题目:JIZHI: A Fast and Cost-Effective Model-As-A-Service System for Web- Scale Online Inference at Baidu
In modern internet industries, deep learning based recommender systems have became an indispensable building block for a wide spectrum of applications, such as search engine, news feed, and short video clips.  However, it remains challenging to carry the well-trained deep models for online real-time inference serving, with respect to the time-varying web-scale traffics from billions of users, in a cost-effective manner. In this work, we present JIZHI--- a Model-as-a-Service system --- that per second handles hundreds of millions of online inference requests to huge deep models with more than trillions of sparse parameters, for over twenty real-time recommendation services at Baidu, Inc. Extensive experiments have been done to demonstrate the advantages of JIZHI from the perspectives of end-to-end service latency, system-wide throughput, and resource consumption. Since launched in July 2019, JIZHI has helped Baidu saved more than ten million US dollars in hardware and utility costs per year while handling 200% more traffics without sacrificing the inference efficiency.
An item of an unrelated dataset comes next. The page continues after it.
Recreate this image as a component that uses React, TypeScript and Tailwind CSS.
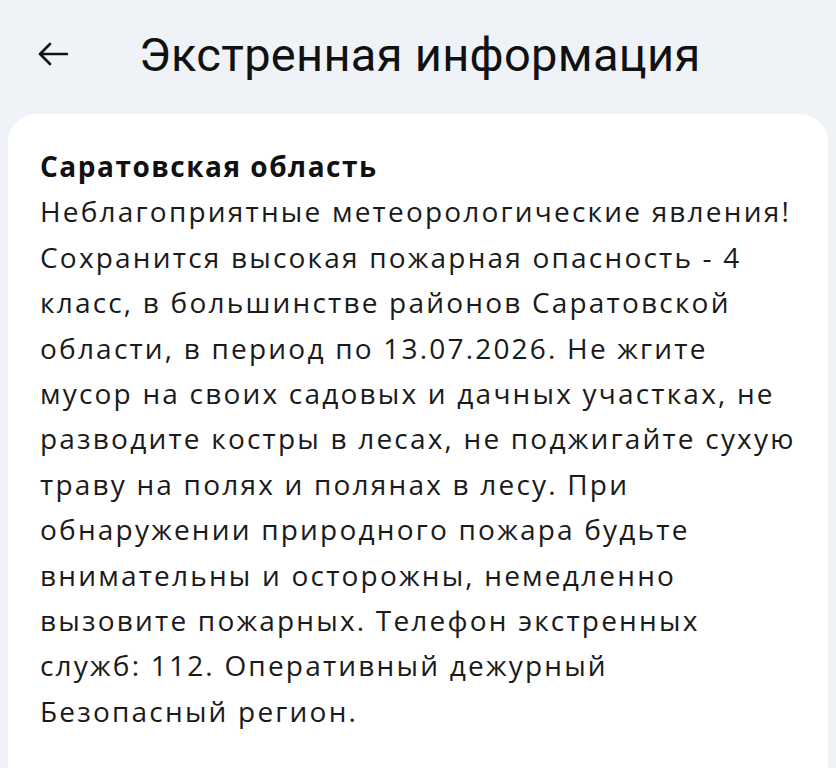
import React from 'react';

const lines = [
  'Неблагоприятные метеорологические явления!',
  'Сохранится высокая пожарная опасность - 4',
  'класс, в большинстве районов Саратовской',
  'области, в период по 13.07.2026. Не жгите',
  'мусор на своих садовых и дачных участках, не',
  'разводите костры в лесах, не поджигайте сухую',
  'траву на полях и полянах в лесу. При',
  'обнаружении природного пожара будьте',
  'внимательны и осторожны, немедленно',
  'вызовите пожарных. Телефон экстренных',
  'служб: 112. Оперативный дежурный',
  'Безопасный регион.',
];

const BackArrow: React.FC<{ className?: string }> = (props) => (
  <svg viewBox="0 0 30 24" fill="none" stroke="currentColor" strokeWidth={2.6} strokeLinecap="round" strokeLinejoin="round" {...props}>
    <path d="M29 12H2M12 2 2 12l10 10" />
  </svg>
);

export default function App() {
  return (
    <div className="h-[768px] overflow-hidden bg-[#eff3f8] font-['Open_Sans',sans-serif]">
      <header className="flex items-center h-[112px] pl-[38px] pb-[4px]">
        <BackArrow className="w-[30px] h-[24px] text-[#111]" />
        <h1 className="ml-[71px] font-['Roboto',sans-serif] text-[47px] leading-none text-[#111] tracking-[0.3px]">
          Экстренная информация
        </h1>
      </header>

      <main className="mx-[8px] mt-[2px] bg-white rounded-[28px] px-[32px] pt-[30px] pb-[40px] min-h-[700px]">
        <h2 className="text-[28px] leading-[45.4px] font-bold text-[#111] tracking-[1.5px]">Саратовская область</h2>
        <p className="text-[28px] leading-[45.4px] text-[#1a1a1a] tracking-[2.2px]">
          {lines.map((line) => (
            <span key={line} className="block whitespace-nowrap">
              {line}
            </span>
          ))}
        </p>
      </main>
    </div>
  );
}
Please check out our publication at Hao Liu, Qian Gao, Jiang Li, Xiaochao Liao, Hao Xiong, Guangxing Chen, Wenlin Wang, Guobao Yang, Zhiwei Zha, Daxiang Dong, Dejing Dou, and Haoyi Xiong. JIZHI: A Fast and Cost-Effective Model-As-A-Service System for Web- Scale Online Inference at Baidu. (KDD21)

Haoyi Xiong received the Ph.D. degree in computer science from Telecom SudParis (now Institut Polytechnique de Paris) and Pierre and Marie Curie University (now Sorbonne University), Paris, France, in 2015. From 2016 to 2018, he was an Tenure-Track Assistant Professor/PhD advisor with the Department of Computer Science, Missouri S&T, Rolla, MO (formerly known as University of Missouri at Rolla). From 2015 to 2016, he was a Post-Doctoral Research Associate with the Department of Systems and Information Engineering, University of Virginia, Charlottesville, VA. He is currently a Principal R&D Architect and Researcher with Big Data Lab, Baidu Research, Beijing, China. His current research interests include AutoDL, MLSys, pervasive computing, and internet of things. He has published more than 70 papers in top computer science conferences and journals, such as UbiComp, ICML, RTSS, ICLR, KDD, AAAI/IJCAI, PerCom, and various ACM/IEEE Transactions and etc., and received 2800+ citations. He gave talks in a series of academic and industrial activities, such as the industrial session of ICDM19, and served as Poster Co-chair for IEEE Big Data'19. Dr. Xiong received the best paper award from UIC12, outstanding Ph.D. thesis runner-up from CNRS SAMOVAR 2015, the service appreciation from UIC17, and the best paper award from PCC17. He was a co-recipient of the prestigious Science & Technology Advancement Award (First Prize) from Chinese Institute of Electronics 2019 and a recipient of IEEE TCSC Award for Excellence in Scalable Computing (Early Career Researcher) 2020.